И сам ты как кристалл, который отблистал.
О ты, студеных скал ничтожная частица,
Во что бы превратиться сегодня ты мечтал?
В мехов пушистый ворох?
— Нет!
В топливо в моторах?
— Нет!
В динамит и порох!

 

В этом стихотворении Мартынов с завораживающим мастерством жонглирует словами — и не говорит ничего, что задело бы душу, — одни нелепости, этим мастерством возвышенные до песни. Неужто мы «мечтаем превратиться в динамит и порох»? Неужто кто-нибудь скажет о себе в связи с метелью: я «кристалл, который отблистал»? Конечно, если вычерпать эти тропы до дна, то можно домыслить: динамит и порох — это наше возмущение непогодой, а блистать, когда метёт, трудно и в прямом, и в переносном смысле, но, ей-богу, и поэту, и нам — не до этих упрятанных на дно смыслов: мы заняты звучанием этих строк. Лирический поэт всегда изображает в первую очередь звуком, словесной звукописью. Звук теснит обыденный смысл, становится новым смыслом. Но Мартынов перебарщивает. Пустота, уподобленная здесь павлиньему хвосту (не павлиниему, всё-таки), человек как «частица студёных скал» — эти его выверты и вообще никакого оправдания себе не находят, держатся только звуком. Но звучат эти строки — великолепно. Первые четыре строки держатся на созвучии ели/еле как шатёр на опорном шесте, выньте их — и шатёр упадёт. Строки 9-15 — на арах/орах/орых. Так и видишь мелькающие шары, иной раз вылетающие из-за спины циркача, шестирукого, как Шива… Перед нами не футуризм-кубизм, а футуризм-сферизм… шаро-футуризм.

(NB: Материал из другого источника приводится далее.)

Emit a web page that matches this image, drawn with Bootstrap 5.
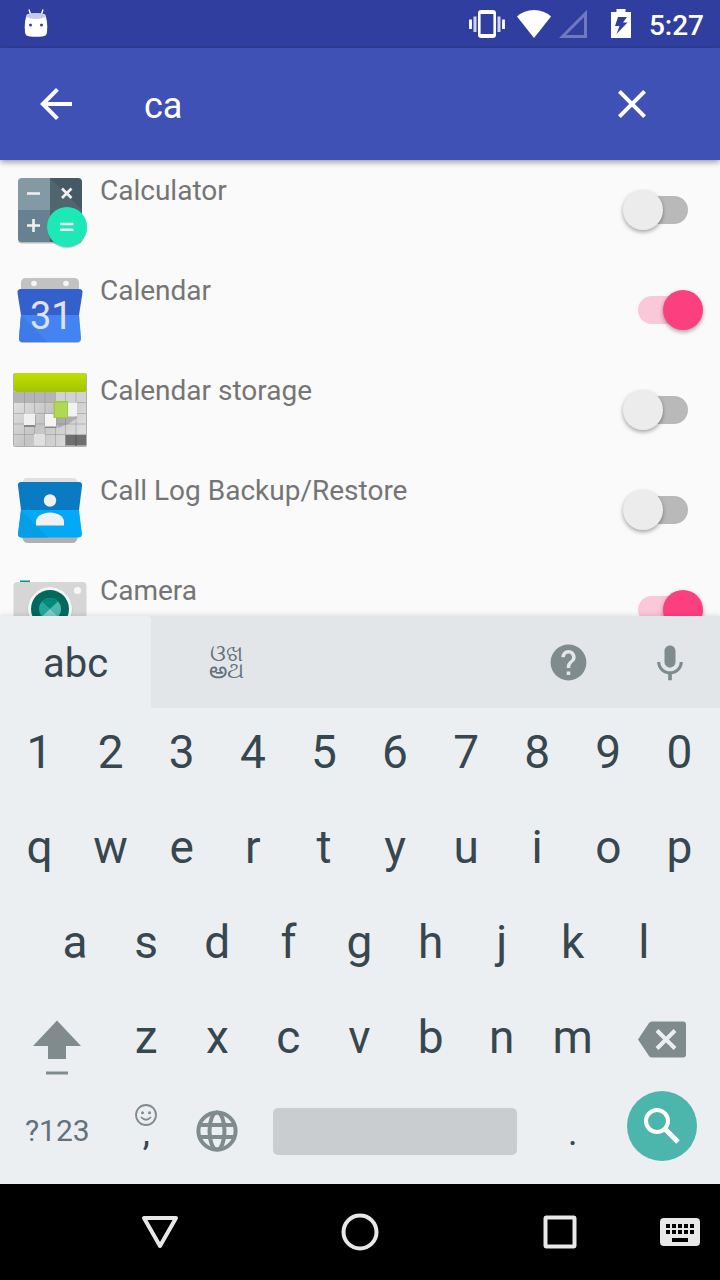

Замечательно здесь ещё вот что: упор на внутренние рифмы. Внутренняя рифма только тем отличается от конечной, что её не ждёшь, — а что нужно футуристу? — подразнить, удивить, ошарашить. И как чудесно это работает у Мартынова! В сущности, в стихах 9-15 он засовывает две стихотворных строки в одну… а начинает стихотворение (и это совершенно обычно у Мартынова) разбиением строки на произвольные куски — приём чисто футуристический, однако ж и тут с оговоркой. Маяковский уверял, что его пресловутая лесенка облегчает читателю понимание, но ведь у Маяковского обычен акцентный стих, а у Мартынова преобладают правильные метры, в них же разбиение на строки только затрудняет понимание, зато — переносит внимание на звук, что особенно видно в последних пяти стихах этого стихотворения.

Разумеется, и о коммерческой стороне деления стиха на куски футурист всегда помнит («Футуристы ездят первым классом!», говорил Маяковский), платили-то поэтам построчно… Точнее, Маяковский — всегда помнит, а Мартынов, как мы видим в этом стихотворении (и увидим дальше), готов иной раз поступиться рублём ради эффекта. И — Мартынов разбивает стих без лесенки: шаг в сторону, означающий побег!

А вот и прямая измена футуризму а-ля-Маяковский: стих у Мартынова начинается с прописной буквы, как у Пушкина… В это трудно поверить, но в 1960-е годы многим казалось, что с начальной прописной в поэзии покончено навсегда, что она — пережиток, что-то вроде кринолина или цилиндра. Стали даже классиков поправлять, правда, ещё только в цитатах. Начальная строчная, появившаяся у ранних футуристов как революционный вызов классикам и символистам с их высокопарностью, стала в 1960-е словно бы признаком профессионализма и хорошего вкуса. И вот — у Мартынова видим обратный вызов, демарш. Мартынов возвращает нас к мысли, подкреплённой тысячелетиями: начальная прописная придаёт достоинство стихотворной строке, подчёркивает, что эта строка добыта с бо́льшими душевными затратами, чем строка прозаическая. Он напоминает нам, что традиция умнее самого умного из нас…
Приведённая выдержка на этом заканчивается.